L’intero quartiere di Scampia, con i suoi abitanti, il suo tasso record di disoccupazione, i suoi scempi architettonici, è funzionale come spauracchio e come pietra di paragone. La realtà complessa della periferia, che racchiude universi di storie e di vite, oscilla per esigenze narrative tra l’esasperazione della barbarie criminale che dal quartiere infesta le zone perbene della città, calando affamata di sangue per le strade in una nera piaga di scooter, lasciando dietro di sé la puzza della povertà, e la benevolenza indulgente che irradia il racconto delle eccezioni. A Scampia, tutto è straordinario. Il male è straordinariamente malvagio, il bene straordinariamente eroico. A Scampia, gli abitanti non sono mai salvi dalla spettacolarizzazione, dalla strumentalizzazione, dalla criminalizzazione e dalla vittimizzazione.

Una frase come quella utilizzata, a sproposito, da Francesco Venier è figlia di una stratificazione narrativa alimentata per decenni dai mezzi a stampa, televisivi, dell’intrattenimento. E funziona benissimo, anche nel 2021: lo spauracchio del teppista, magari aspirante camorrista, che bivacca coi soldi sottratti ai contribuenti, al cittadino onesto. La negazione e l’assenza di pari risorse criminalizza chi viene lasciato indietro dalla macchina di produzione e consumo, il racconto di questa assenza attribuisce al debole la colpa d’esser rimasto debole. Anzi, l’insinuazione che allo scarto della società venga addirittura concesso di diritto un premio in danaro ricavato tassando il ricco genera dissonanza, disorientamento.

Nel regime della narrazione per stereotipi, allo scarto di periferia non spetta nulla. Lui sta lì un po’ per infondere agli altri la percezione d’essere migliori, un po’ per ricordare loro che non sono mai veramente al sicuro.
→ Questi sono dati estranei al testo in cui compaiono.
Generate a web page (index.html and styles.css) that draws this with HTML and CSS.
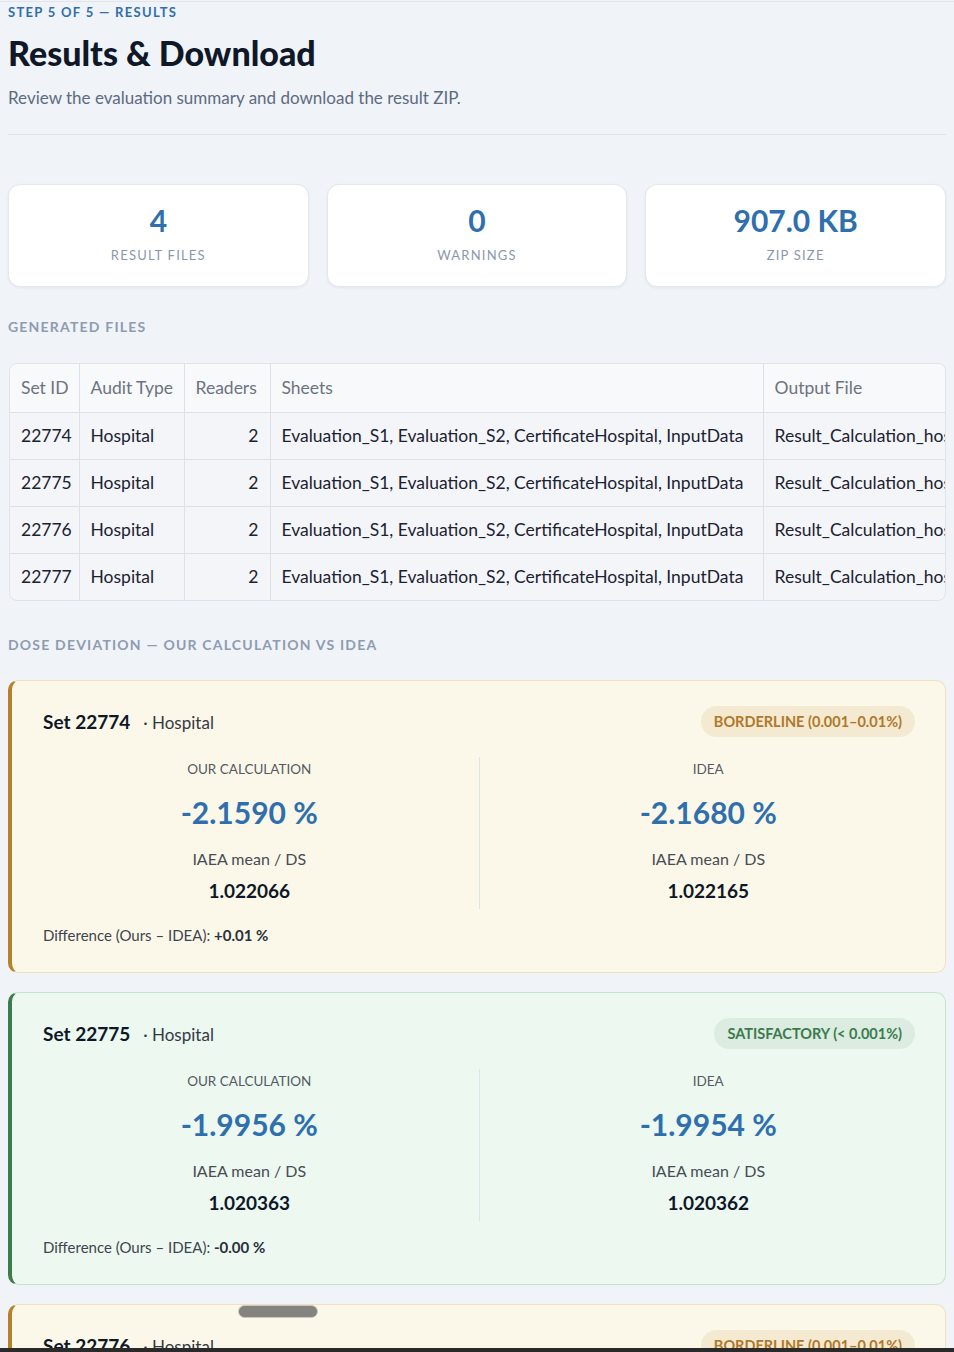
FILE: index.html
```html
<!DOCTYPE html>
<html>
<head>
    <title>Results &amp; Download</title>
    <meta charset="utf-8">
    <link rel="stylesheet" href="styles.css">
</head>
<body>
    <div class="page">
        <div class="eyebrow">STEP 5 OF 5 — RESULTS</div>
        <h1 class="title">Results &amp; Download</h1>
        <p class="subtitle">Review the evaluation summary and download the result ZIP.</p>
        <hr class="divider">

        <div class="metrics">
            <div class="metric">
                <div class="metric-value">4</div>
                <div class="metric-label">RESULT FILES</div>
            </div>
            <div class="metric">
                <div class="metric-value">0</div>
                <div class="metric-label">WARNINGS</div>
            </div>
            <div class="metric">
                <div class="metric-value">907.0 KB</div>
                <div class="metric-label">ZIP SIZE</div>
            </div>
        </div>

        <div class="section-title">GENERATED FILES</div>
        <div class="table-wrap">
            <table class="files">
                <thead>
                    <tr>
                        <th class="col-id">Set ID</th>
                        <th class="col-type">Audit Type</th>
                        <th class="col-readers">Readers</th>
                        <th class="col-sheets">Sheets</th>
                        <th class="col-out">Output File</th>
                    </tr>
                </thead>
                <tbody>
                    <tr>
                        <td>22774</td>
                        <td>Hospital</td>
                        <td class="num">2</td>
                        <td>Evaluation_S1, Evaluation_S2, CertificateHospital, InputData</td>
                        <td>Result_Calculation_hospital_22774.xlsx</td>
                    </tr>
                    <tr>
                        <td>22775</td>
                        <td>Hospital</td>
                        <td class="num">2</td>
                        <td>Evaluation_S1, Evaluation_S2, CertificateHospital, InputData</td>
                        <td>Result_Calculation_hospital_22775.xlsx</td>
                    </tr>
                    <tr>
                        <td>22776</td>
                        <td>Hospital</td>
                        <td class="num">2</td>
                        <td>Evaluation_S1, Evaluation_S2, CertificateHospital, InputData</td>
                        <td>Result_Calculation_hospital_22776.xlsx</td>
                    </tr>
                    <tr>
                        <td>22777</td>
                        <td>Hospital</td>
                        <td class="num">2</td>
                        <td>Evaluation_S1, Evaluation_S2, CertificateHospital, InputData</td>
                        <td>Result_Calculation_hospital_22777.xlsx</td>
                    </tr>
                </tbody>
            </table>
        </div>

        <div class="section-title dose-title">DOSE DEVIATION — OUR CALCULATION VS IDEA</div>

        <div class="set-card borderline">
            <div class="set-head">
                <div><span class="set-name">Set 22774</span><span class="set-type">· Hospital</span></div>
                <span class="badge">BORDERLINE (0.001–0.01%)</span>
            </div>
            <div class="compare">
                <div class="side">
                    <div class="side-label">OUR CALCULATION</div>
                    <div class="side-value">-2.1590 %</div>
                    <div class="side-sub">IAEA mean / DS</div>
                    <div class="side-ratio">1.022066</div>
                </div>
                <div class="side">
                    <div class="side-label">IDEA</div>
                    <div class="side-value">-2.1680 %</div>
                    <div class="side-sub">IAEA mean / DS</div>
                    <div class="side-ratio">1.022165</div>
                </div>
            </div>
            <div class="diff">Difference (Ours – IDEA): <b>+0.01 %</b></div>
        </div>

        <div class="set-card satisfactory">
            <div class="set-head">
                <div><span class="set-name">Set 22775</span><span class="set-type">· Hospital</span></div>
                <span class="badge">SATISFACTORY (&lt; 0.001%)</span>
            </div>
            <div class="compare">
                <div class="side">
                    <div class="side-label">OUR CALCULATION</div>
                    <div class="side-value">-1.9956 %</div>
                    <div class="side-sub">IAEA mean / DS</div>
                    <div class="side-ratio">1.020363</div>
                </div>
                <div class="side">
                    <div class="side-label">IDEA</div>
                    <div class="side-value">-1.9954 %</div>
                    <div class="side-sub">IAEA mean / DS</div>
                    <div class="side-ratio">1.020362</div>
                </div>
            </div>
            <div class="diff">Difference (Ours – IDEA): <b>-0.00 %</b></div>
        </div>

        <div class="set-card borderline">
            <div class="set-head">
                <div><span class="set-name">Set 22776</span><span class="set-type">· Hospital</span></div>
                <span class="badge">BORDERLINE (0.001–0.01%)</span>
            </div>
            <div class="compare">
                <div class="side">
                    <div class="side-label">OUR CALCULATION</div>
                    <div class="side-value">-2.0412 %</div>
                    <div class="side-sub">IAEA mean / DS</div>
                    <div class="side-ratio">1.020837</div>
                </div>
                <div class="side">
                    <div class="side-label">IDEA</div>
                    <div class="side-value">-2.0501 %</div>
                    <div class="side-sub">IAEA mean / DS</div>
                    <div class="side-ratio">1.020930</div>
                </div>
            </div>
        </div>
    </div>

    <div class="scroll-thumb"></div>
    <div class="bottom-bar"></div>
</body>
</html>
```

FILE: styles.css
```css
html, body {
    margin: 0;
    height: 100%;
    overflow: hidden;
}
body {
    font-family: "Source Sans Pro", Lato, "Noto Sans", sans-serif;
    background-color: #f0f3f8;
    color: #111827;
}
.page {
    padding: 0 8px;
    border-top: 1px solid #e1e5eb;
    margin-top: 1px;
}
.eyebrow {
    margin-top: 2px;
    font-size: 13px;
    line-height: 16px;
    font-weight: bold;
    letter-spacing: 1.3px;
    color: #2f6fad;
}
.title {
    margin: 13px 0 0;
    font-size: 34px;
    line-height: 40px;
    font-weight: 900;
    color: #0e1828;
}
.subtitle {
    margin: 14px 0 0;
    font-size: 17px;
    line-height: 22px;
    color: #5d6b80;
}
.divider {
    margin: 25px 0 0;
    border: none;
    border-top: 1px solid #dfe3ea;
}
.metrics {
    margin-top: 49px;
    display: grid;
    grid-template-columns: 1fr 1fr 1fr;
    gap: 18px;
}
.metric {
    background: #fff;
    border: 1px solid #e3e7ee;
    border-radius: 12px;
    box-shadow: 0 1px 3px rgba(20, 30, 50, 0.06);
    text-align: center;
    padding: 17px 0 22px;
}
.metric-value {
    font-size: 30px;
    line-height: 36px;
    font-weight: bold;
    color: #2f6fad;
}
.metric-label {
    margin-top: 8px;
    font-size: 13px;
    line-height: 18px;
    letter-spacing: 1.2px;
    color: #8b98ab;
}
.section-title {
    margin-top: 31px;
    font-size: 14px;
    line-height: 18px;
    font-weight: bold;
    letter-spacing: 1.2px;
    color: #8e9bb0;
}
.table-wrap {
    margin: 27px 0 0 1px;
    border: 1px solid #e0e4ea;
    border-radius: 8px;
    overflow: hidden;
    background: #f3f5f9;
}
.files {
    border-collapse: collapse;
    white-space: nowrap;
    font-size: 17.5px;
    table-layout: fixed;
    width: 1220px;
}
.files th, .files td {
    box-sizing: border-box;
    height: 47px;
    padding: 0 11px;
    text-align: left;
    border-right: 1px solid #dde1e7;
    border-bottom: 1px solid #dde1e7;
    overflow: hidden;
}
.files th {
    height: 48px;
    background: #f8f9fb;
    font-weight: normal;
    color: #6c7380;
}
.files td {
    color: #1b2230;
}
.files tbody tr:last-child td {
    border-bottom: none;
}
.files .num {
    text-align: right;
}
.col-id { width: 69px; }
.col-type { width: 105px; }
.col-readers { width: 86px; }
.col-sheets { width: 493px; }
.col-out { width: 467px; }
.dose-title {
    margin-top: 35px;
}
.set-card {
    margin-top: 26px;
    border: 1px solid;
    border-left: 4px solid;
    border-radius: 10px;
    padding: 25px 8px 27px 8px;
}
.set-card + .set-card {
    margin-top: 19px;
}
.borderline {
    background: #fcf8e9;
    border-color: #f0e2bf;
    border-left-color: #b5812b;
}
.satisfactory {
    background: #ecf8f0;
    border-color: #c6e3cf;
    border-left-color: #3c7d50;
}
.set-head {
    display: flex;
    justify-content: space-between;
    align-items: center;
    padding: 0 22px 0 23px;
    height: 31px;
}
.set-name {
    font-size: 19px;
    font-weight: bold;
    color: #0e1828;
}
.set-type {
    margin-left: 13px;
    font-size: 17px;
    color: #333a44;
}
.badge {
    font-size: 14.5px;
    font-weight: bold;
    line-height: 31px;
    padding: 0 13px;
    border-radius: 16px;
}
.borderline .badge {
    background: #f4ead2;
    color: #b0782a;
}
.satisfactory .badge {
    background: #dcece1;
    color: #3a7b4e;
}
.compare {
    margin-top: 20px;
    display: grid;
    grid-template-columns: 1fr 1fr;
}
.side {
    text-align: center;
    padding: 3px 0 6px;
}
.side + .side {
    border-left: 1px solid #dfe3ea;
}
.side-label {
    font-size: 13.5px;
    line-height: 18px;
    color: #555b63;
}
.side-value {
    margin-top: 16px;
    font-size: 30px;
    line-height: 36px;
    font-weight: bold;
    color: #2f6fad;
}
.side-sub {
    margin-top: 18px;
    font-size: 16px;
    line-height: 22px;
    color: #474d55;
}
.side-ratio {
    margin-top: 9px;
    font-size: 19px;
    line-height: 24px;
    font-weight: bold;
    color: #0e1828;
}
.diff {
    margin-top: 16px;
    padding-left: 23px;
    font-size: 15px;
    line-height: 20px;
    color: #3f454e;
}
.diff b {
    color: #2a3039;
}
.scroll-thumb {
    position: fixed;
    left: 238px;
    top: 1305px;
    width: 80px;
    height: 13px;
    border-radius: 7px;
    background: #858380;
    border: 1px solid #c9c8c5;
    box-sizing: border-box;
}
.bottom-bar {
    position: fixed;
    left: 0;
    right: 0;
    bottom: 0;
    height: 4px;
    background: #2a2a2a;
}
```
Finché farà questo, assolverà al suo compito involontario. Le rettifiche, i chiarimenti, le scuse del singolo nulla possono contro il racconto monolitico della marginalità. Per quanto rischi di risultare banale, un modo per combattere gli stereotipi è smettere di servirsene – anche quando si cerca di suscitare nell’altro reazioni di pancia – e interrogarsi, piuttosto, sul perché del loro persistere.